The National Anthem Group
The children were scaffolded to Identify,
reproduce and experiment with rhythmic, sound and word patterns in poems,
chants, rhymes and songs. The whole group talked about a play on words from
diversity to Divercity.
Research Viewing Reading Writing
The children viewed films on the use of
plasticine and learnt about scale and perspective from artists. They read books
about famous buildings throughout the ages.

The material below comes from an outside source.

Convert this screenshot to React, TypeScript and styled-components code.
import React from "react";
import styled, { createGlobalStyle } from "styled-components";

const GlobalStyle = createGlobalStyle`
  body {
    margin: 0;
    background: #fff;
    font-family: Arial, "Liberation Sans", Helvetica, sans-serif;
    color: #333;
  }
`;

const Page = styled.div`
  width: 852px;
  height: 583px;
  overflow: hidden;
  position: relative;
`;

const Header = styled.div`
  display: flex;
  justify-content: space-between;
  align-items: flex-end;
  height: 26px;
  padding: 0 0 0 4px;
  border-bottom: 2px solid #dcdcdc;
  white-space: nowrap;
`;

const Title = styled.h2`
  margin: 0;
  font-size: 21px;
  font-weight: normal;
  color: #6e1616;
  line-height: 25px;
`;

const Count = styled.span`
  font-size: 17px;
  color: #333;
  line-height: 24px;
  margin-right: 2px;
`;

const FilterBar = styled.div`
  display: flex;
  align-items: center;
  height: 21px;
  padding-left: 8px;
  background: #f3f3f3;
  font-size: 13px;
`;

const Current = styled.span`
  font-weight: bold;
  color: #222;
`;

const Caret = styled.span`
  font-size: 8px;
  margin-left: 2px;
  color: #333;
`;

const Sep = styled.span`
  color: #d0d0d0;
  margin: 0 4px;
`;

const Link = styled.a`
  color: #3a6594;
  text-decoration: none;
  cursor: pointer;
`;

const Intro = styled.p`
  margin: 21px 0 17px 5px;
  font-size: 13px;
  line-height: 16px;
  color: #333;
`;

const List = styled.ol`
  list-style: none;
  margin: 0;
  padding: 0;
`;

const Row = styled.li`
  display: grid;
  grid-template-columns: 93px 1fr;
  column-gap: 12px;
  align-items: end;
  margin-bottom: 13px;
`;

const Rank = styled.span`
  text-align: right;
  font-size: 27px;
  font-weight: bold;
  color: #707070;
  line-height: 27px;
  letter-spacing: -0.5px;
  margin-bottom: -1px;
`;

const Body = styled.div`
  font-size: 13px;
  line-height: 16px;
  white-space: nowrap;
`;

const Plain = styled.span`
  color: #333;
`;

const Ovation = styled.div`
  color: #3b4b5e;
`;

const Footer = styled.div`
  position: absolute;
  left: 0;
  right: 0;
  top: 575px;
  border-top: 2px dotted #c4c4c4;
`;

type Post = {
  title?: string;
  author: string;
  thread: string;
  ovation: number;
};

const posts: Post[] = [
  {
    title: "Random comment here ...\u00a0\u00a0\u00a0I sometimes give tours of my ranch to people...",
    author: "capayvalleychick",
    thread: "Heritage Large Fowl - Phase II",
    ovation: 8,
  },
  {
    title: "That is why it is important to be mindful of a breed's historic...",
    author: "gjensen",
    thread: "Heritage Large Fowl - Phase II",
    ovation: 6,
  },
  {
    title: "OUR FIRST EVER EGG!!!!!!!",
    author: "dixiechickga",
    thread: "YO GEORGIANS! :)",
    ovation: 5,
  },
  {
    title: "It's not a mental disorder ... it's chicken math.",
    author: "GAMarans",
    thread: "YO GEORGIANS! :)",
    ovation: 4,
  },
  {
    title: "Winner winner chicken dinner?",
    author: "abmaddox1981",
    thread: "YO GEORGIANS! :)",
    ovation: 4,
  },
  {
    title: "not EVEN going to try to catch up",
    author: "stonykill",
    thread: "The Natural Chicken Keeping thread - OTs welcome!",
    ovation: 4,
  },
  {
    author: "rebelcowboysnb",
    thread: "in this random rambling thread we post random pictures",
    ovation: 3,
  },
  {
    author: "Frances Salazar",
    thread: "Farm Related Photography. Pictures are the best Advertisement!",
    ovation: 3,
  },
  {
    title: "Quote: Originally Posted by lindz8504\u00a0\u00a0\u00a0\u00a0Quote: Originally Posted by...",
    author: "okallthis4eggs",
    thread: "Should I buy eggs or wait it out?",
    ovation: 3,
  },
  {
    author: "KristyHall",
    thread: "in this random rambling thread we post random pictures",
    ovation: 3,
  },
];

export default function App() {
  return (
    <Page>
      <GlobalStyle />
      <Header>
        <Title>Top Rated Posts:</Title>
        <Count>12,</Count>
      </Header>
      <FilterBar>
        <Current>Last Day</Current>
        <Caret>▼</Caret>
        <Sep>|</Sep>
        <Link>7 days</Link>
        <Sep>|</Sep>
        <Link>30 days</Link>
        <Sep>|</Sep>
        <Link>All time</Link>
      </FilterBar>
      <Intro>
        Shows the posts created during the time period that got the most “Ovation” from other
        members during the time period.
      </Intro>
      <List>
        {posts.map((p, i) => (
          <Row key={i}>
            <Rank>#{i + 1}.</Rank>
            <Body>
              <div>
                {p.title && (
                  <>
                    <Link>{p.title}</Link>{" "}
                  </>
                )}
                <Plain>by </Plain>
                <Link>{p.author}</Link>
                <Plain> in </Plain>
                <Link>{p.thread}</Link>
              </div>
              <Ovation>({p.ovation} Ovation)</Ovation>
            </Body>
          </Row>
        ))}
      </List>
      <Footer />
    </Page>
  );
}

All the children created short imaginative
narratives, informative and persuasive texts using growing knowledge of text structures and language features
for familiar and some less familiar audiences, selecting print and multimodal
elements appropriate to the audience and purpose. They
composed an invitation, wrote explanations, reflections and justified their
thoughts.
For the celebration and display, students published their composed texts, created images to support
the meaning of the texts. They accurately spelt
familiar words and attempted to spell less familiar words and used punctuation
accurately. They legibly wrote unjoined upper- and
lower-case letters when publishing.
When learning the songs “We are
Australian”, “Man in the mirror” and the original composition “Divercity”, the
students used comprehension strategies to build
literal and inferred meaning and began to analyse texts by drawing on a growing
knowledge of context, language and visual features and print and multimodal
text structures.
The children continuously shared their work
with each other throughout the process of this inquiry.